> _Task to carry out_
Copy each line of the entries that contains the word "React".
::::
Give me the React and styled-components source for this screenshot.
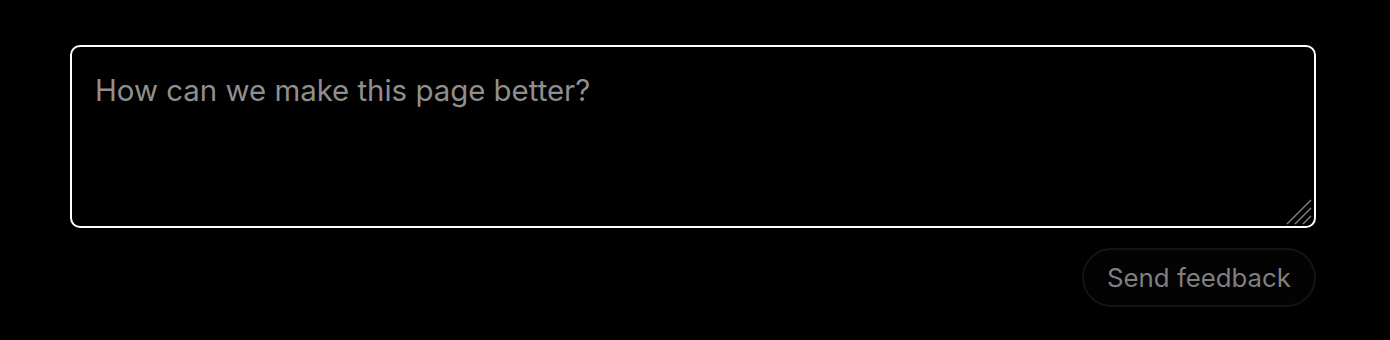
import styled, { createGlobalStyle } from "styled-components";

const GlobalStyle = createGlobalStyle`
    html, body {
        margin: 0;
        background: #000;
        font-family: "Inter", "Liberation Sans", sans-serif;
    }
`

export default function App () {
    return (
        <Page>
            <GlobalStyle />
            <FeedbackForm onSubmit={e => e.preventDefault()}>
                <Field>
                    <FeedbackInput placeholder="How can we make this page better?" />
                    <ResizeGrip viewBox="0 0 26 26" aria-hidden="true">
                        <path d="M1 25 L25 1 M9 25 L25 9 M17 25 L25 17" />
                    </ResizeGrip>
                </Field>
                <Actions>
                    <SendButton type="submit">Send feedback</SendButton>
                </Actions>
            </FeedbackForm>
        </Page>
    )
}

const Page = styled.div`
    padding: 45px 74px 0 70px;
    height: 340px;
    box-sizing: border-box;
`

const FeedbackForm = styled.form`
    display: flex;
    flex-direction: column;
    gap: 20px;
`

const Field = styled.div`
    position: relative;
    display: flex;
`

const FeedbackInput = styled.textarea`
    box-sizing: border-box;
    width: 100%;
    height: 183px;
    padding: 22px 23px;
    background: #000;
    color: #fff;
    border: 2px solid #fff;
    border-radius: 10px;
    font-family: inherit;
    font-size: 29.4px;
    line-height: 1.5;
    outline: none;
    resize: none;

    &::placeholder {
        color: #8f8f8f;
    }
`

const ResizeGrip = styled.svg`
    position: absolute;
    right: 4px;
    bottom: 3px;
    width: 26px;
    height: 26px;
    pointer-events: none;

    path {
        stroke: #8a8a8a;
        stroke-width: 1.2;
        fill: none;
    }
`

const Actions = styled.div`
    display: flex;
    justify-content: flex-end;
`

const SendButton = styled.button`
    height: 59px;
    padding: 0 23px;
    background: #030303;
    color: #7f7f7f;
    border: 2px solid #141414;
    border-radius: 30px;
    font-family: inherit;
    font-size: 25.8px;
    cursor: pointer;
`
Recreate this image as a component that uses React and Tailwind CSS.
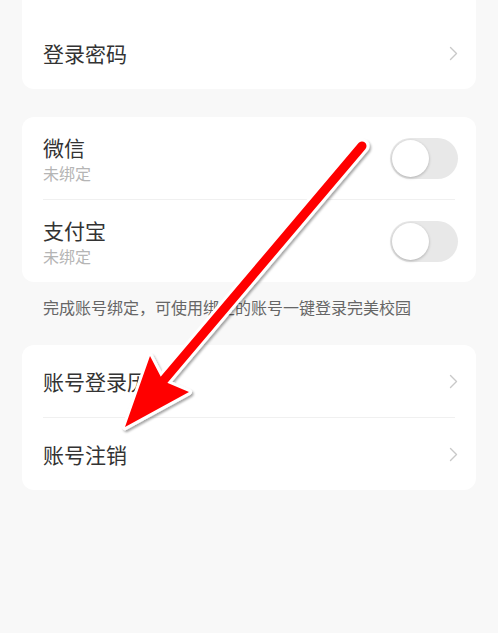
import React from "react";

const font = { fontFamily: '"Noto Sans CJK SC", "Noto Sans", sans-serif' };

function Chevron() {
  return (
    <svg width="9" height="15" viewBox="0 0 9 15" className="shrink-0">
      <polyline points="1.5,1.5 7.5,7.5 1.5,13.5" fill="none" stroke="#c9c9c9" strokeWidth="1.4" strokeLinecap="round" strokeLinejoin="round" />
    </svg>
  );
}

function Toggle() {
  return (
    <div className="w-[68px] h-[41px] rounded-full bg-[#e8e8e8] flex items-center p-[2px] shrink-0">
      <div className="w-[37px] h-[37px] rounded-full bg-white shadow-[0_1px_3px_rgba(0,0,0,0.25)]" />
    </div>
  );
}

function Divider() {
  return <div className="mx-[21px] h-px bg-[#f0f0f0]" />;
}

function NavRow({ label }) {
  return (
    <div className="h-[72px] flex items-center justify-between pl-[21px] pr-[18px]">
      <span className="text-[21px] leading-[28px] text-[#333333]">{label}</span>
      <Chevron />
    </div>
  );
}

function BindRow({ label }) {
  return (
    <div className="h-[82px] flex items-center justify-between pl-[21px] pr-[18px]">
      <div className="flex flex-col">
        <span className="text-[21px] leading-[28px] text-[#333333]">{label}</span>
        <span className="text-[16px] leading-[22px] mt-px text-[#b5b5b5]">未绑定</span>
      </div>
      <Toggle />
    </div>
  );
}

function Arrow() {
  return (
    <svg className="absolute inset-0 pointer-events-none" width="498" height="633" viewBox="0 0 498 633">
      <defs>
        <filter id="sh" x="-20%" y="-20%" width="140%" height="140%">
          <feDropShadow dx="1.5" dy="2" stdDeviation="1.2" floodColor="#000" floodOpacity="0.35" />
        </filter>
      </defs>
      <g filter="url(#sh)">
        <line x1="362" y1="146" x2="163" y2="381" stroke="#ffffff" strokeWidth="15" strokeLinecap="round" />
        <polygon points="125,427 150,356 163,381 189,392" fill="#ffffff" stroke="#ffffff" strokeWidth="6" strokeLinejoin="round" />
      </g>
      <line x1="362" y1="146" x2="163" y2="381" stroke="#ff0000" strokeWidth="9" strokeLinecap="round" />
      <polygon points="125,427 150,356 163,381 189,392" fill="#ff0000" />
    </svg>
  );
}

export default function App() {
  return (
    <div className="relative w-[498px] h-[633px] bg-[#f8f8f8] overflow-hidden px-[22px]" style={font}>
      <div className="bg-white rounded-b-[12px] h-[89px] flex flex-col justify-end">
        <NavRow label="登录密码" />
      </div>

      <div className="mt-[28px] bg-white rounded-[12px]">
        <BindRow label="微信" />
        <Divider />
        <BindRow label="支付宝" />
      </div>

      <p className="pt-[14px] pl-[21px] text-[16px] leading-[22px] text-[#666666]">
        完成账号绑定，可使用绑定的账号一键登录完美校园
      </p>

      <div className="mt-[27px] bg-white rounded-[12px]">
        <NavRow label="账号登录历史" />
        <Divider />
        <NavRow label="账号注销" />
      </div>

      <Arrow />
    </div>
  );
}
::::
> _Finished answer_
Give me the React and styled-components source for this screenshot.
Recreate this image as a component that uses React and Tailwind CSS.
import React from "react";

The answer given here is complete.